Comment: It's great that customs is developing these tools. Now, how about the Transportation Security Administration doing likewise, sparing airline passengers the political theater of random searches? So far, the Screening of Passengers by Observation Techniques (SPOT) focuses on suspicious personal behavior, but it sounds minimal: "Passengers who flag concerns by exhibiting unusual or anxious behavior will be pointed out to local police, who will then conduct face-to-face interviews to determine whether any threat exists." It's time to learn custom's lessons and apply them at the airports. (June 26, 2005)
Mar. 23, 2014 update: The above account makes good sense to me but, nearly a decade later, 200 studies and a look at TSA's records suggests otherwise. Here are the first paragraphs from John Tierney, "At Airports, a Misplaced Faith in Body Language":
Like the rest of us, airport security screeners like to think they can read body language. The Transportation Security Administration has spent some $1 billion training thousands of "behavior detection officers" to look for facial expressions and other nonverbal clues that would identify terrorists.
But critics say there's no evidence that these efforts have stopped a single terrorist or accomplished much beyond inconveniencing tens of thousands of passengers a year. The T.S.A. seems to have fallen for a classic form of self-deception: the belief that you can read liars' minds by watching their bodies.
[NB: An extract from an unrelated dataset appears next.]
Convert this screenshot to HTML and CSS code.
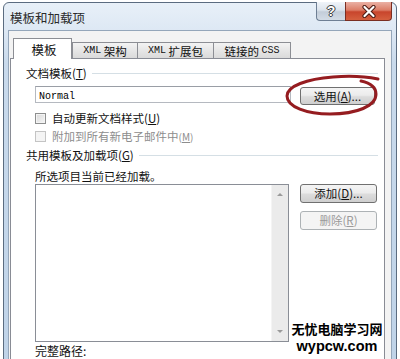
FILE: index.html
```html
<!DOCTYPE html>
<html lang="zh">
<head>
<meta charset="utf-8">
<title>模板和加载项</title>
<link rel="stylesheet" href="styles.css">
</head>
<body>
<div class="window">
  <div class="titlebar">
    <div class="title">模板和加载项</div>
    <div class="caption-btns">
      <div class="cap help"><span>?</span></div>
      <div class="cap close">
        <svg width="14" height="13" viewBox="0 0 14 13"><path d="M2.5 2 L11.5 11 M11.5 2 L2.5 11" stroke="#4a1a12" stroke-width="4.2" stroke-linecap="round"/><path d="M2.5 2 L11.5 11 M11.5 2 L2.5 11" stroke="#fff" stroke-width="2.2" stroke-linecap="round"/></svg>
      </div>
    </div>
  </div>
  <div class="client">
    <div class="tabs">
      <div class="tab active">模板</div>
      <div class="tab t1"><span class="mono">XML</span> 架构</div>
      <div class="tab t2"><span class="mono">XML</span> 扩展包</div>
      <div class="tab t3">链接的 <span class="mono">CSS</span></div>
    </div>
    <div class="panel">
      <div class="group"><span>文档模板(<u>T</u>)</span><i class="rule"></i></div>
      <div class="row tpl">
        <div class="textbox"><span class="mono">Normal</span></div>
        <div class="btn sel">选用(<u>A</u>)...</div>
      </div>
      <div class="check"><span class="box"></span><span>自动更新文档样式(<u>U</u>)</span></div>
      <div class="check disabled"><span class="box"></span><span>附加到所有新电子邮件中<span class="small">(<u>M</u>)</span></span></div>
      <div class="group g2"><span>共用模板及加载项(<u>G</u>)</span><i class="rule"></i></div>
      <div class="note">所选项目当前已经加载。</div>
      <div class="row lists">
        <div class="listbox">
          <div class="list"></div>
          <div class="sb"><i class="up"></i><i class="down"></i></div>
        </div>
        <div class="btncol">
          <div class="btn add">添加(<u>D</u>)...</div>
          <div class="btn off">删除(<u>R</u>)</div>
        </div>
      </div>
      <div class="path">完整路径:</div>
    </div>
  </div>
</div>
<svg class="circle" width="100" height="48" viewBox="0 0 100 48"><path d="M96 7 Q76 3 51 5 C25 7 5 14 5 24 C5 35 25 42 48 42 C75 42 94 34 94 22 C94 15 88 11 79 9" fill="none" stroke="#951c20" stroke-width="3" stroke-linecap="round"/></svg>
<div class="watermark"><div class="wm1">无忧电脑学习网</div><div class="wm2">wypcw.com</div></div>
</body>
</html>
```

FILE: styles.css
```css
html, body {
  margin: 0;
  padding: 0;
}
body {
  width: 400px;
  height: 359px;
  overflow: hidden;
  background: #fff;
  position: relative;
  font-family: "Noto Sans CJK SC", "Noto Sans", sans-serif;
  color: #111;
}
u { text-decoration: underline; text-underline-offset: 1px; }
.mono { font-family: "Liberation Mono", monospace; font-size: 10px; }

.window {
  margin: 2px 0 0 3px;
  width: 394px;
  height: 372px;
  box-sizing: border-box;
  border: 1px solid #5b6c80;
  border-radius: 6px 6px 0 0;
  background: linear-gradient(#e8f0f8 0, #dde8f4 28px, #c9daec 60px, #bfd3e8 100%);
  padding: 0 4px;
}
.titlebar {
  height: 27px;
  display: flex;
  justify-content: space-between;
  align-items: flex-start;
}
.title {
  padding: 7px 0 0 2px;
  font-size: 12.5px;
  line-height: 15px;
  color: #2a2a2a;
}
.caption-btns {
  display: flex;
  margin-top: -1px;
}
.cap {
  height: 19px;
  box-sizing: border-box;
  display: flex;
  align-items: center;
  justify-content: center;
}
.help {
  width: 29px;
  border: 1px solid #6e7f94;
  border-right: none;
  border-top: none;
  border-radius: 0 0 0 4px;
  background: linear-gradient(#f0f4f9 0, #dbe3ec 45%, #c3cdd9 55%, #d3dce6 100%);
}
.help span {
  font-family: "Liberation Sans", sans-serif;
  font-weight: bold;
  font-size: 14px;
  line-height: 14px;
  color: #fff;
  text-shadow: 0 0 1px #333, 1px 0 0 #444, -1px 0 0 #444, 0 1px 0 #444, 0 -1px 0 #444;
}
.close {
  width: 47px;
  border: 1px solid #7a2e22;
  border-top: none;
  border-radius: 0 0 4px 0;
  background: linear-gradient(#eab1a4 0, #dc7d67 45%, #c8452c 55%, #d5603f 100%);
}

.client {
  height: 330px;
  border: 1px solid #94a6ba;
  border-bottom: none;
  background: #f3f3f3;
  padding: 0 0 0 1px;
}
.tabs {
  height: 20px;
  padding-top: 7px;
  padding-left: 3px;
  display: flex;
  align-items: flex-end;
}
.tab {
  box-sizing: border-box;
  height: 16px;
  border: 1px solid #8c8e94;
  border-bottom: none;
  background: linear-gradient(#f3f3f3, #e6e6e6 50%, #dadada);
  font-size: 11.5px;
  line-height: 14px;
  display: flex;
  justify-content: center;
  align-items: center;
  white-space: pre;
}
.tab.active {
  width: 59px;
  height: 21px;
  margin-bottom: -1px;
  position: relative;
  z-index: 1;
  background: #fff;
  font-size: 12.5px;
  padding-top: 2px;
  padding-left: 3px;
}
.t1 { width: 66px; }
.t2 { width: 77px; margin-left: -1px; }
.t3 { width: 78px; margin-left: -1px; }

.panel {
  width: 375px;
  height: 310px;
  box-sizing: border-box;
  border: 1px solid #898c95;
  background: #fff;
  padding-top: 7px;
  font-size: 11.5px;
}
.group {
  height: 14px;
  line-height: 14px;
  display: flex;
  align-items: center;
  padding: 0 6px 0 15px;
}
.group .rule {
  flex: 1;
  height: 1px;
  background: #d5dfe5;
  margin-left: 5px;
}
.g2 { margin-top: 5px; }
.row { display: flex; align-items: flex-start; }
.tpl { margin: 6px 0 0 24px; }
.textbox {
  width: 256px;
  height: 17px;
  box-sizing: border-box;
  border: 1px solid #b5b9c0;
  border-top-color: #9a9ea6;
  padding-left: 3px;
  line-height: 15px;
  color: #000;
}
.btn {
  box-sizing: border-box;
  border: 1px solid #707070;
  border-radius: 3px;
  background: linear-gradient(#f4f4f4 0, #ececec 45%, #dcdcdc 55%, #cfcfcf 100%);
  text-align: center;
  color: #111;
}
.sel {
  width: 75px;
  height: 18px;
  line-height: 16px;
  margin: 1px 0 0 9px;
}
.check {
  display: flex;
  align-items: center;
  height: 14px;
  line-height: 14px;
  margin: 6px 0 0 24px;
}
.check + .check { margin-top: 4px; }
.box {
  width: 11px;
  height: 11px;
  box-sizing: border-box;
  border: 1px solid #8e8f8f;
  background: linear-gradient(135deg, #d9d9d9, #f6f6f6);
  margin-right: 6px;
  box-shadow: inset 0 0 0 1px #f4f4f4;
}
.check.disabled { color: #8d8d8d; }
.check.disabled .box {
  border-color: #c4c4c4;
  background: #f4f4f4;
}
.small { font-size: 10px; }
.note {
  margin: 7px 0 0 24px;
  height: 14px;
  line-height: 14px;
}
.lists { margin: 1px 0 0 24px; }
.listbox {
  width: 254px;
  height: 158px;
  box-sizing: border-box;
  border: 1px solid #8a8e96;
  display: flex;
}
.list { flex: 1; background: #fff; }
.sb {
  width: 16px;
  background: #ebebeb;
  border-left: 1px solid #f4f4f4;
  display: flex;
  flex-direction: column;
  justify-content: space-between;
  align-items: center;
  padding: 8px 0 8px;
}
.sb i {
  width: 0;
  height: 0;
  border-left: 3px solid transparent;
  border-right: 3px solid transparent;
}
.sb .up { border-bottom: 3px solid #9a9a9a; }
.sb .down { border-top: 3px solid #9a9a9a; }
.btncol {
  margin-left: 11px;
  display: flex;
  flex-direction: column;
  gap: 8px;
}
.btncol .btn {
  width: 77px;
  height: 19px;
  line-height: 17px;
}
.btn.off {
  border-color: #adb2b5;
  background: #f4f4f4;
  color: #9a9a9a;
}
.path {
  margin: 2px 0 0 24px;
  height: 14px;
  line-height: 14px;
  font-size: 12px;
}

.circle {
  position: absolute;
  left: 282px;
  top: 72px;
}
.watermark {
  position: absolute;
  left: 286px;
  top: 322px;
  width: 102px;
  text-align: center;
  color: #000;
  font-weight: bold;
  display: flex;
  flex-direction: column;
}
.wm1 {
  font-family: "Noto Sans CJK SC", sans-serif;
  font-size: 13px;
  line-height: 13px;
  height: 13px;
  white-space: nowrap;
}
.wm2 {
  font-family: "Liberation Sans", sans-serif;
  font-size: 14.5px;
  line-height: 12px;
  height: 12px;
  margin-top: 5px;
}
```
Most people think liars give themselves away by averting their eyes or making nervous gestures, and many law-enforcement officers have been trained to look for specific tics, like gazing upward in a certain manner. But in scientific experiments, people do a lousy job of spotting liars. Law-enforcement officers and other presumed experts are not consistently better at it than ordinary people even though they're more confident in their abilities.